Collective excitations of a harmonically trapped, two-dimensional, spin-polarized dipolar Fermi gas in the hydrodynamic regime

The collective excitations of a zero-temperature, spin-polarized, harmonically trapped, two-dimensional dipolar Fermi gas are examined within the Thomas-Fermi–von Weizsäcker hydrodynamic theory. We focus on repulsive interactions and investigate the dependence of the excitation frequencies on the strength of the dipolar interaction and particle number. We find that the mode spectrum can be classified according to bulk modes, whose frequencies are shifted upward as the interaction strength is increased, and an infinite ladder of surface modes, whose frequencies are independent of the interactions in the large particle limit. We argue quite generally that it is the local character of the two-dimensional energy density that is responsible for the insensitivity of surface excitations to the dipolar interaction strength and not the precise form of the equation of state. This property will not be found for the collective excitations of harmonically trapped, dipolar Fermi gases in one and three dimensions, where the energy density is manifestly nonlocal.

Figure 1

Collective excitation frequencies ${\omega }_{m,n}$ for $N={10}^3$ atoms. Here $C_{dd}$ is dimensionless, as defined in Eq. (14), and the curves are labeled by $(m,n)$. Note that for this particle number, the ${\omega }_{m,0}$ modes appear to be independent of the interaction strength on the scale of the plot.

Figure 2

Collective excitation frequencies ${\omega }_{m,0}$ for $N={10}^2$ (solid curves) and $N={10}^5$ (dashed curves) atoms. This figure illustrates that for large particle numbers, the ${\omega }_{m,0}$ modes become independent of the interaction strength.
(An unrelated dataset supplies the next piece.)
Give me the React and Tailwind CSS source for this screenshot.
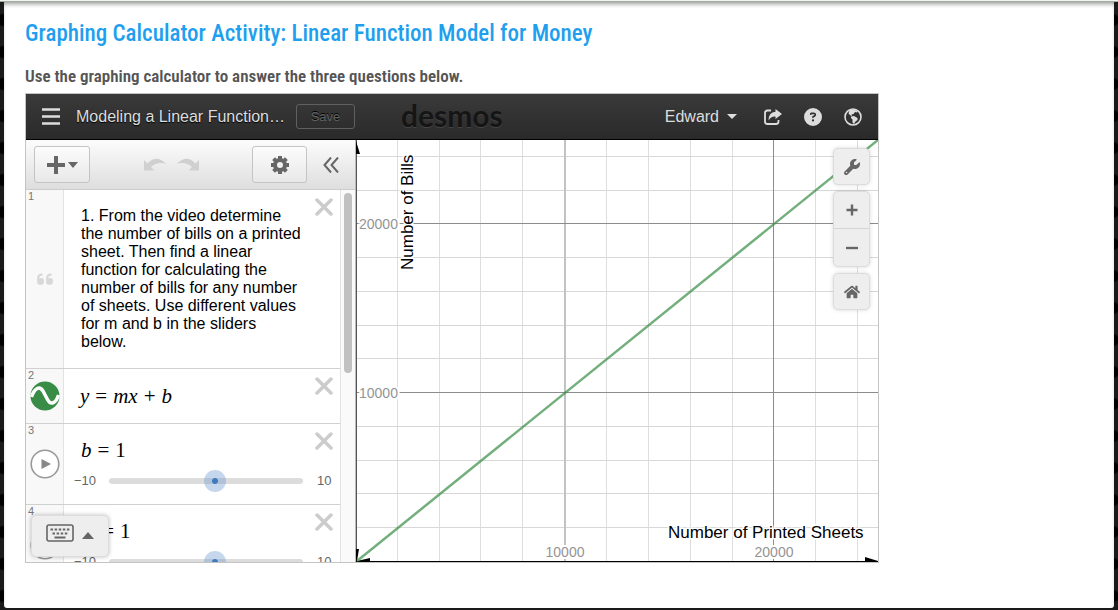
import { useState } from "react";
import { FaHome } from "react-icons/fa";
import { FaGear, FaWrench, FaCircleQuestion, FaQuoteLeft } from "react-icons/fa6";

const MINOR_X = [41, 83, 124, 166, 250, 292, 334, 376, 459, 501];
const MINOR_Y = [16, 50, 117, 151, 185, 218, 286, 320, 353, 387];

function Graph() {
  return (
    <svg
      viewBox="0 0 522 422"
      preserveAspectRatio="xMinYMax slice"
      className="absolute inset-0 h-full w-full"
      role="img"
      aria-label="Number of bills against number of printed sheets"
      fontFamily="'Liberation Sans', Arial, sans-serif"
    >
      {MINOR_X.map((x) => (
        <line key={x} x1={x + 0.5} x2={x + 0.5} y1="0" y2="421" stroke="#dedede" />
      ))}
      {MINOR_Y.map((y) => (
        <line key={y} x1="0" x2="522" y1={y + 0.5} y2={y + 0.5} stroke="#d8d8d8" />
      ))}
      <line x1="209" x2="209" y1="0" y2="421" stroke="#c2c2c2" strokeWidth="2" />
      <line x1="417.5" x2="417.5" y1="0" y2="421" stroke="#8c8c8c" />
      <line x1="0" x2="522" y1="83.5" y2="83.5" stroke="#8c8c8c" />
      <line x1="0" x2="522" y1="252.5" y2="252.5" stroke="#8c8c8c" />
      <path d="M0.5 0V422" stroke="#555" />
      <path d="M0 421.5H522" stroke="#000" />
      <path d="M0 1V14H4Z M0 409H3L1 421H0Z M1 421L14 418V422Z M509 417L522 421H509Z" fill="#000" />
      <path d="M1 421L522 0" stroke="#388c46" strokeOpacity="0.7" strokeWidth="2.5" />
      <g fontSize="14" fill="#949494" stroke="#fff" strokeWidth="4" strokeLinejoin="round" paintOrder="stroke">
        <text x="3" y="89">20000</text>
        <text x="3" y="258">10000</text>
        <text x="209" y="417" textAnchor="middle">10000</text>
        <text x="418" y="417" textAnchor="middle">20000</text>
      </g>
      <g fontSize="17" fill="#000" stroke="#fff" strokeWidth="3" strokeLinejoin="round" paintOrder="stroke">
        <text x="312" y="398">Number of Printed Sheets</text>
        <text transform="translate(57 130) rotate(-90)">Number of Bills</text>
      </g>
    </svg>
  );
}

function ShareIcon() {
  return (
    <svg viewBox="0 0 20 18" className="h-[18px] w-5" fill="none">
      <path d="M8 2.500H4.500Q2 2.500 2 5V13.500Q2 16 4.500 16H13Q15.500 16 15.500 13.500V12" stroke="#ddd" strokeWidth="1.800" />
      <path d="M12.500 1L19 6L12.500 11V8.500Q8 8 5.500 12.500Q5.500 4.500 12.500 3.800Z" fill="#ddd" />
    </svg>
  );
}

function GlobeIcon() {
  return (
    <svg viewBox="0 0 18 18" className="h-[18px] w-[18px]">
      <circle cx="9" cy="9" r="8" fill="none" stroke="#ddd" strokeWidth="1.600" />
      <path d="M5.500 2L10 1.500L13.500 3L13 4.500L11 4L9.500 6L7.500 6.500L8 8L6.500 7.500L4.500 5.500Z" fill="#ddd" />
      <path d="M7 8.500L10 8L13.500 10L13.500 12L11.500 13.500L10 16L8.500 14.500L8.500 11.500L7 10Z" fill="#ddd" />
    </svg>
  );
}

function CurvedArrow({ flip }) {
  return (
    <svg viewBox="0 0 22 13" className={flip ? "h-[13px] w-[22px] -scale-x-100" : "h-[13px] w-[22px]"}>
      <path d="M0 2V12.500H10.500L7 9Q13 3.500 22 5.500Q12 -4 3.500 5.500Z" fill="#d0d0d0" />
    </svg>
  );
}

function CloseButton({ label }) {
  return (
    <button type="button" aria-label={label} className="absolute top-[7px] right-1.5 p-px">
      <svg viewBox="0 0 18 18" className="h-[18px] w-[18px]">
        <path d="M2 2L16 16M16 2L2 16" stroke="#ccc" strokeWidth="3.500" strokeLinecap="round" />
      </svg>
    </button>
  );
}

function Row({ number, icon, height, children }) {
  return (
    <li className={`relative flex shrink-0 border-b border-[#d0d0d0] ${height}`}>
      <div className="relative flex w-[38px] shrink-0 items-center justify-center border-r border-[#e2e2e2] bg-[#f8f8f8]">
        <span className="absolute top-0 left-0.5 text-[11px] leading-3 text-[#777]">{number}</span>
        {icon}
      </div>
      <div className="min-w-0 flex-1">{children}</div>
      <CloseButton label={`Delete expression ${number}`} />
    </li>
  );
}

function PlayButton({ label }) {
  return (
    <button type="button" aria-label={label} className="flex">
      <svg viewBox="0 0 30 30" className="h-[30px] w-[30px]">
        <circle cx="15" cy="15" r="13.800" fill="#fff" stroke="#999" strokeWidth="1.600" />
        <path d="M11.500 10L21 15L11.500 20Z" fill="#888" />
      </svg>
    </button>
  );
}

function SliderRow({ number, name }) {
  const [value, setValue] = useState(1);
  return (
    <Row number={number} height="h-[81px]" icon={<PlayButton label={`Play ${name}`} />}>
      <div className="flex gap-1.5 pt-3.5 pl-[17px] font-['Liberation_Serif',serif] text-[21px] leading-6">
        <i>{name}</i><span>=</span><span>{value}</span>
      </div>
      <div className="flex items-center pt-2 pl-[10px] text-[13px] leading-[22px] text-[#666]">
        <span className="w-[35px]">−10</span>
        <input
          type="range"
          min="-10"
          max="10"
          value={value}
          aria-label={`Value of ${name}`}
          onChange={(e) => setValue(Number(e.target.value))}
          className="h-[22px] w-[194px] appearance-none bg-transparent [&::-webkit-slider-runnable-track]:h-1.5 [&::-webkit-slider-runnable-track]:rounded-full [&::-webkit-slider-runnable-track]:bg-[#dcdcdc] [&::-webkit-slider-thumb]:-mt-2 [&::-webkit-slider-thumb]:h-[22px] [&::-webkit-slider-thumb]:w-[22px] [&::-webkit-slider-thumb]:appearance-none [&::-webkit-slider-thumb]:rounded-full [&::-webkit-slider-thumb]:bg-[radial-gradient(circle,#3f7abf_2.5px,#6f9bd066_3.5px)]"
        />
        <span className="pl-3.5">10</span>
      </div>
    </Row>
  );
}

const toolButton = "flex items-center justify-center rounded-[3px] border border-[#c4c4c4] bg-linear-to-b from-[#fcfcfc] to-[#e8e8e8] text-[#666]";
const mapGroup = "rounded-[5px] border border-[#dcdcdc] bg-[#eee] shadow-[0_0_4px_rgba(0,0,0,0.15)]";
const mapButton = "flex w-[35px] items-center justify-center text-[#666]";

export default function App() {
  return (
    <div className="flex min-h-screen flex-col bg-[#1a1a1a] bg-[radial-gradient(circle_at_3px_20px,#000_5px,#33333300_7px)] bg-[length:37px_32px] font-['Liberation_Sans',Arial,sans-serif]">
      <div className="h-0.5 border-b border-[#a5aaa5] bg-[#f2f4f0]" />
      <main className="mx-1 mb-0.5 flex-1 rounded-b-[3px] bg-white px-[21px] pb-10 shadow-[inset_0_4px_4px_-2px_rgba(0,0,0,0.4)]">
        <h1 className="pt-[18px] font-['Roboto_Condensed',Roboto,sans-serif] text-[23px] leading-7 font-medium text-[#1f9fee]">
          Graphing Calculator Activity: Linear Function Model for Money
        </h1>
        <p className="pt-[18px] pb-[7px] font-['Roboto_Condensed',Roboto,sans-serif] text-[17px] leading-5 font-semibold text-[#555]">
          Use the graphing calculator to answer the three questions below.
        </p>

        <section className="max-w-[854px] border border-[#c4c4c4]">
          <header className="flex h-[46px] items-center border-b border-black bg-linear-to-b from-[#3a3a3a] to-[#2a2a2a] text-[#ddd]">
            <button type="button" aria-label="Menu" className="ml-4 flex">
              <svg viewBox="0 0 18 17" className="h-[17px] w-[18px]"><path d="M0 1.500H18M0 8.500H18M0 15.500H18" stroke="#ddd" strokeWidth="2.500" /></svg>
            </button>
            <h2 className="ml-4 text-[16px] leading-5 whitespace-nowrap [text-shadow:0_1px_1px_#000]">Modeling a Linear Function…</h2>
            <button type="button" className="ml-[11px] h-[25px] w-[59px] rounded-[3px] border border-[#606060] text-[13px] text-[#626262] [text-shadow:0_-1px_0_#000]">Save</button>
            <a href="#desmos" className="ml-[46px] -mt-1 font-[Lato,sans-serif] text-[30px] leading-9 font-bold text-[#151515] [text-shadow:0_1px_0_#444]">desmos</a>
            <button type="button" className="ml-auto flex items-center gap-2 text-[16px]">
              Edward <svg viewBox="0 0 10 5" className="h-[5px] w-2.5"><path d="M0 0H10L5 5Z" fill="#ddd" /></svg>
            </button>
            <button type="button" aria-label="Share" className="ml-[26px]"><ShareIcon /></button>
            <button type="button" aria-label="Help" className="ml-[21px]"><FaCircleQuestion size={18} /></button>
            <button type="button" aria-label="Language" className="mr-4 ml-[22px]"><GlobeIcon /></button>
          </header>

          <div className="flex h-[422px]">
            <aside className="relative flex w-[330px] shrink-0 flex-col overflow-hidden border-r border-[#bbb]">
              <div className="flex h-[50px] shrink-0 items-center border-b border-[#ccc] bg-linear-to-b from-[#fcfcfc] to-[#dedede] pr-4 pl-2">
                <button type="button" aria-label="Add item" className={`${toolButton} h-[37px] w-14 gap-[3px]`}>
                  <svg viewBox="0 0 18 18" className="h-[18px] w-[18px]"><path d="M9 1.500V16.500M1.500 9H16.500" stroke="#666" strokeWidth="4" strokeLinecap="square" strokeLinejoin="round" /></svg>
                  <svg viewBox="0 0 10 6" className="h-1.5 w-2.5"><path d="M0 0H10L5 6Z" fill="#666" /></svg>
                </button>
                <div className="mx-auto flex gap-[11px]">
                  <button type="button" aria-label="Undo"><CurvedArrow /></button>
                  <button type="button" aria-label="Redo"><CurvedArrow flip /></button>
                </div>
                <button type="button" aria-label="Settings" className={`${toolButton} h-[37px] w-[55px]`}>
                  <svg viewBox="-10 -10 20 20" className="h-5 w-5">
                    <circle r="5" fill="none" stroke="#666" strokeWidth="4" />
                    <path d="M0 -9V-6M0 9V6M-9 0H-6M9 0H6M-6.400 -6.400L-4.500 -4.500M6.400 6.400L4.500 4.500M-6.400 6.400L-4.500 4.500M6.400 -6.400L4.500 -4.500" stroke="#666" strokeWidth="4" />
                  </svg>
                </button>
                <button type="button" aria-label="Hide list" className="ml-4">
                  <svg viewBox="0 0 16 16" className="h-4 w-4" fill="none"><path d="M8 0.500L1.500 8L8 15.500M15 0.500L8.500 8L15 15.500" stroke="#666" strokeWidth="2" /></svg>
                </button>
              </div>

              <div className="flex min-h-0 flex-1">
                <ol className="flex min-w-0 flex-1 flex-col overflow-hidden bg-white">
                  <Row number="1" height="h-[179px]" icon={<FaQuoteLeft size={18} className="text-[#d8d8d8]" />}>
                    <p className="pt-[17px] pr-[38px] pl-[17px] text-[16px] leading-[18px] text-black">
                      1. From the video determine the number of bills on a printed sheet. Then find a linear function for calculating the number of bills for any number of sheets. Use different values for m and b in the sliders below.
                    </p>
                  </Row>
                  <Row
                    number="2"
                    height="h-[55px]"
                    icon={
                      <svg viewBox="0 0 30 30" className="h-[30px] w-[30px]">
                        <circle cx="15" cy="15" r="14.500" fill="#388c46" />
                        <path d="M1.500 16C4 8 9.500 4 13 10L17.500 18.500C21 25 26 22 28.500 14" fill="none" stroke="#fff" strokeWidth="3.500" />
                      </svg>
                    }
                  >
                    <div className="flex gap-1.5 pt-[15px] pl-4 font-['Liberation_Serif',serif] text-[21px] leading-6">
                      <i>y</i><span>=</span><i>mx</i><span>+</span><i>b</i>
                    </div>
                  </Row>
                  <SliderRow number="3" name="b" />
                  <SliderRow number="4" name="m" />
                </ol>
                <div className="w-[15px] shrink-0 border-l border-[#e2e2e2] bg-[#fafafa] px-[3px] pt-[3px]">
                  <div className="h-[180px] w-2 rounded-full bg-[#c1c1c1]" />
                </div>
              </div>

              <button type="button" aria-label="Show keyboard" className="absolute bottom-[5px] left-[5px] flex h-[42px] w-[78px] items-center justify-center gap-2 rounded-[5px] border border-[#ddd] bg-[#eee] pb-1.5 shadow-[0_0_4px_rgba(0,0,0,0.25)]">
                <svg viewBox="0 0 28 18" className="h-[18px] w-7" fill="none">
                  <rect x="1" y="1" width="26" height="16" rx="2" stroke="#666" strokeWidth="1.600" />
                  <path d="M4.500 5.500H24M6.500 9.500H22" stroke="#666" strokeWidth="2" strokeDasharray="2.500 1.600" />
                  <path d="M8.500 13.500H19.500" stroke="#666" strokeWidth="2" />
                </svg>
                <svg viewBox="0 0 12 7" className="mt-1 h-[7px] w-3"><path d="M0 7H12L6 0Z" fill="#666" /></svg>
              </button>
            </aside>

            <div className="relative min-w-0 flex-1 overflow-hidden bg-white">
              <Graph />
              <div className="absolute top-2 right-2 flex flex-col gap-1.5">
                <div className={mapGroup}>
                  <button type="button" aria-label="Graph settings" className={`${mapButton} h-[35px]`}><FaWrench size={16} /></button>
                </div>
                <div className={`${mapGroup} divide-y divide-[#d4d4d4]`}>
                  <button type="button" aria-label="Zoom in" className={`${mapButton} h-[37px]`}>
                    <svg viewBox="0 0 12 12" className="h-3 w-3"><path d="M6 0.500V11.500M0.500 6H11.500" stroke="#666" strokeWidth="2.400" /></svg>
                  </button>
                  <button type="button" aria-label="Zoom out" className={`${mapButton} h-[37px]`}>
                    <svg viewBox="0 0 12 12" className="h-3 w-3"><path d="M0 6H12" stroke="#666" strokeWidth="2.400" /></svg>
                  </button>
                </div>
                <div className={mapGroup}>
                  <button type="button" aria-label="Default view" className={`${mapButton} h-[35px]`}><FaHome size={16} /></button>
                </div>
              </div>
            </div>
          </div>
        </section>
      </main>
    </div>
  );
}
As shown in Eq. (47), the dashed curves have the frequency ${\omega }_{m,0}=\sqrt{m}$.

Figure 3

Same as in Fig. 1 but for $N={10}^5$ atoms.

Figure 4

Collective excitation frequencies ${\omega }_{m,n}$ at fixed $C_{dd}=2.6$ as a function of the particle number. We have not displayed the ${\omega }_{m,0}$ modes here as they exhibit no dispersion on the scale of the plot.

Figure 5

Density fluctuations corresponding to the ${\omega }_{1,0}$ dipolar (Kohn) mode. The left panel corresponds to $N={10}^2$ particles and the right panel to $N={10}^5$ particles. Within each panel, from left to right, we have $C_{dd}=0,5,10,20,40$, respectively.

Figure 6

Same as in Fig. 5 but for the ${\omega }_{5,0}$ mode.